All of the material should be reproduced exactly, with pictures left out.

* [COLLECTED MATERIAL]:
=====

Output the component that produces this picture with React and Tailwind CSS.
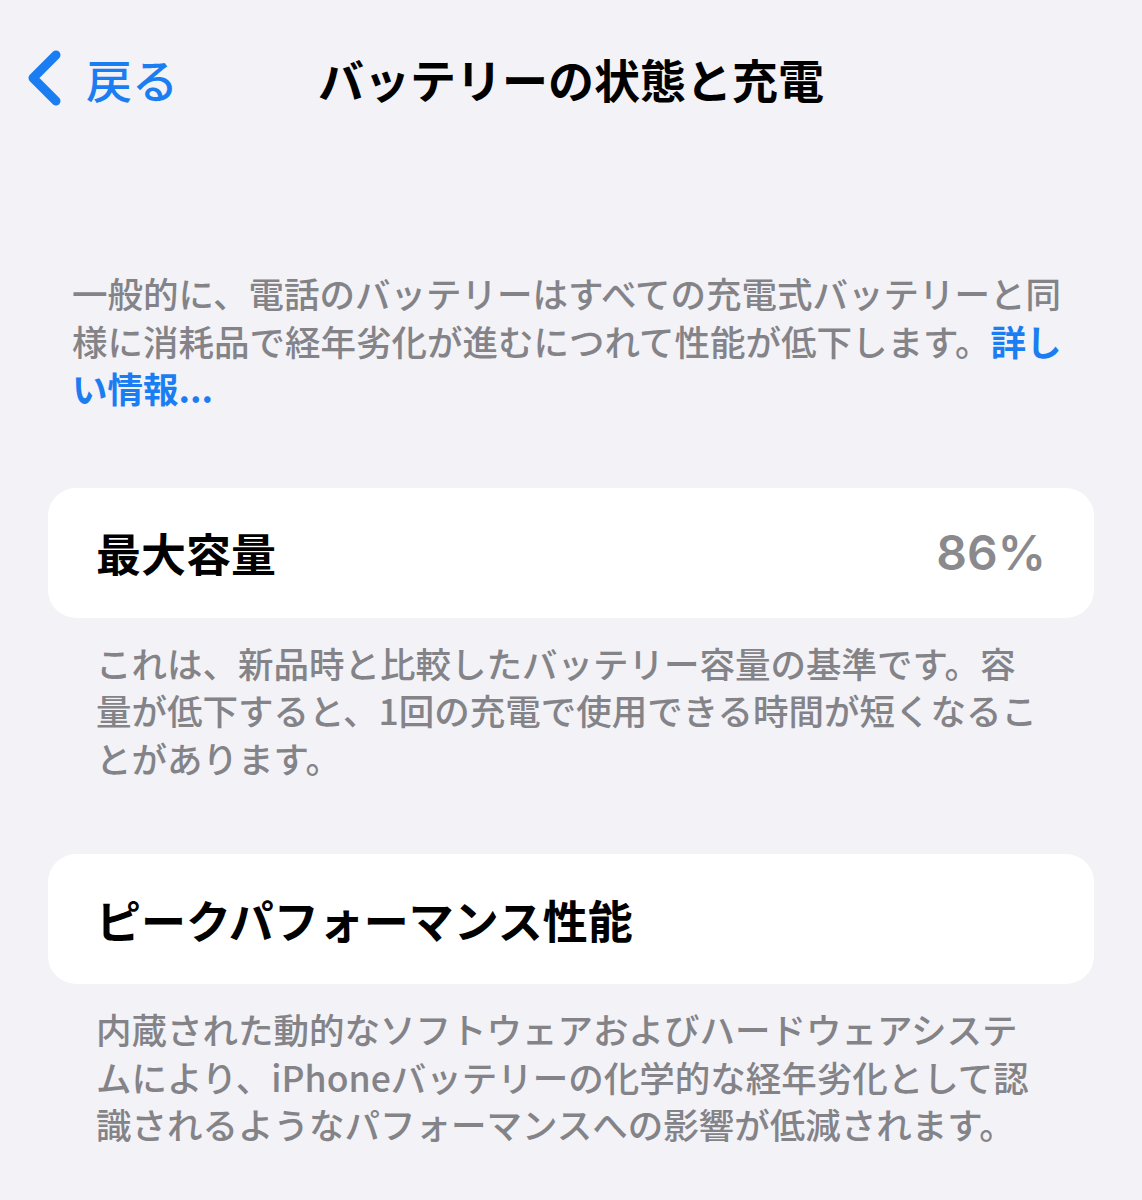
import React from "react";

const jp = { fontFamily: '"Noto Sans CJK JP", "Noto Sans", sans-serif' };

function BackChevron() {
  return (
    <svg width="40" height="56" viewBox="0 0 40 56" fill="none">
      <polyline
        points="32,5 9,28 32,51"
        stroke="#1a7ef2"
        strokeWidth="9"
        strokeLinecap="round"
        strokeLinejoin="round"
      />
    </svg>
  );
}

function Card({ label, value }) {
  return (
    <div className="mx-[48px] h-[130px] rounded-[28px] bg-white px-[48px] flex items-center justify-between">
      <span className="text-[45px] font-bold text-black leading-none">{label}</span>
      {value && (
        <span
          className="text-[48px] font-semibold text-[#8a8a8e] leading-none"
          style={{ fontFamily: '"Inter", "Noto Sans", sans-serif' }}
        >
          {value}
        </span>
      )}
    </div>
  );
}

export default function App() {
  return (
    <div className="w-[1142px] h-[1200px] bg-[#f2f2f7] overflow-hidden" style={jp}>
      {/* nav bar */}
      <div className="pt-[50px] grid grid-cols-[1fr_auto_1fr] items-center h-[106px]">
        <div className="flex items-center pl-[24px] gap-[22px]">
          <BackChevron />
          <span className="text-[46px] font-medium text-[#1a7ef2] leading-none">戻る</span>
        </div>
        <h1 className="text-[46px] font-bold text-black leading-none">バッテリーの状態と充電</h1>
        <div />
      </div>

      {/* intro */}
      <p className="mt-[163px] pl-[72px] text-[35.5px] leading-[47.5px] font-medium text-[#838388]">
        一般的に、電話のバッテリーはすべての充電式バッテリーと同
        <br />
        様に消耗品で経年劣化が進むにつれて性能が低下します。
        <span className="text-[#1a7ef2] font-bold">
          詳し
          <br />
          い情報...
        </span>
      </p>

      <div className="mt-[76px]">
        <Card label="最大容量" value="86%" />
      </div>
      <p className="mt-[21px] pl-[96px] text-[35.5px] leading-[47.5px] font-medium text-[#838388]">
        これは、新品時と比較したバッテリー容量の基準です。容
        <br />
        量が低下すると、1回の充電で使用できる時間が短くなるこ
        <br />
        とがあります。
      </p>

      <div className="mt-[73px]">
        <Card label="ピークパフォーマンス性能" />
      </div>
      <p className="mt-[21px] pl-[96px] text-[35.5px] leading-[47.5px] font-medium text-[#838388]">
        内蔵された動的なソフトウェアおよびハードウェアシステ
        <br />
        ムにより、iPhoneバッテリーの化学的な経年劣化として認
        <br />
        識されるようなパフォーマンスへの影響が低減されます。
      </p>
    </div>
  );
}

=====

* [THE SOLUTION]:
Output the component that produces this picture with React and Tailwind CSS.
import React from "react";

const jp = { fontFamily: '"Noto Sans CJK JP", "Noto Sans", sans-serif' };

function BackChevron() {
  return (
    <svg width="40" height="56" viewBox="0 0 40 56" fill="none">
      <polyline
        points="32,5 9,28 32,51"
        stroke="#1a7ef2"
        strokeWidth="9"
        strokeLinecap="round"
        strokeLinejoin="round"
      />
    </svg>
  );
}

function Card({ label, value }) {
  return (
    <div className="mx-[48px] h-[130px] rounded-[28px] bg-white px-[48px] flex items-center justify-between">
      <span className="text-[45px] font-bold text-black leading-none">{label}</span>
      {value && (
        <span
          className="text-[48px] font-semibold text-[#8a8a8e] leading-none"
          style={{ fontFamily: '"Inter", "Noto Sans", sans-serif' }}
        >
          {value}
        </span>
      )}
    </div>
  );
}

export default function App() {
  return (
    <div className="w-[1142px] h-[1200px] bg-[#f2f2f7] overflow-hidden" style={jp}>
      {/* nav bar */}
      <div className="pt-[50px] grid grid-cols-[1fr_auto_1fr] items-center h-[106px]">
        <div className="flex items-center pl-[24px] gap-[22px]">
          <BackChevron />
          <span className="text-[46px] font-medium text-[#1a7ef2] leading-none">戻る</span>
        </div>
        <h1 className="text-[46px] font-bold text-black leading-none">バッテリーの状態と充電</h1>
        <div />
      </div>

      {/* intro */}
      <p className="mt-[163px] pl-[72px] text-[35.5px] leading-[47.5px] font-medium text-[#838388]">
        一般的に、電話のバッテリーはすべての充電式バッテリーと同
        <br />
        様に消耗品で経年劣化が進むにつれて性能が低下します。
        <span className="text-[#1a7ef2] font-bold">
          詳し
          <br />
          い情報...
        </span>
      </p>

      <div className="mt-[76px]">
        <Card label="最大容量" value="86%" />
      </div>
      <p className="mt-[21px] pl-[96px] text-[35.5px] leading-[47.5px] font-medium text-[#838388]">
        これは、新品時と比較したバッテリー容量の基準です。容
        <br />
        量が低下すると、1回の充電で使用できる時間が短くなるこ
        <br />
        とがあります。
      </p>

      <div className="mt-[73px]">
        <Card label="ピークパフォーマンス性能" />
      </div>
      <p className="mt-[21px] pl-[96px] text-[35.5px] leading-[47.5px] font-medium text-[#838388]">
        内蔵された動的なソフトウェアおよびハードウェアシステ
        <br />
        ムにより、iPhoneバッテリーの化学的な経年劣化として認
        <br />
        識されるようなパフォーマンスへの影響が低減されます。
      </p>
    </div>
  );
}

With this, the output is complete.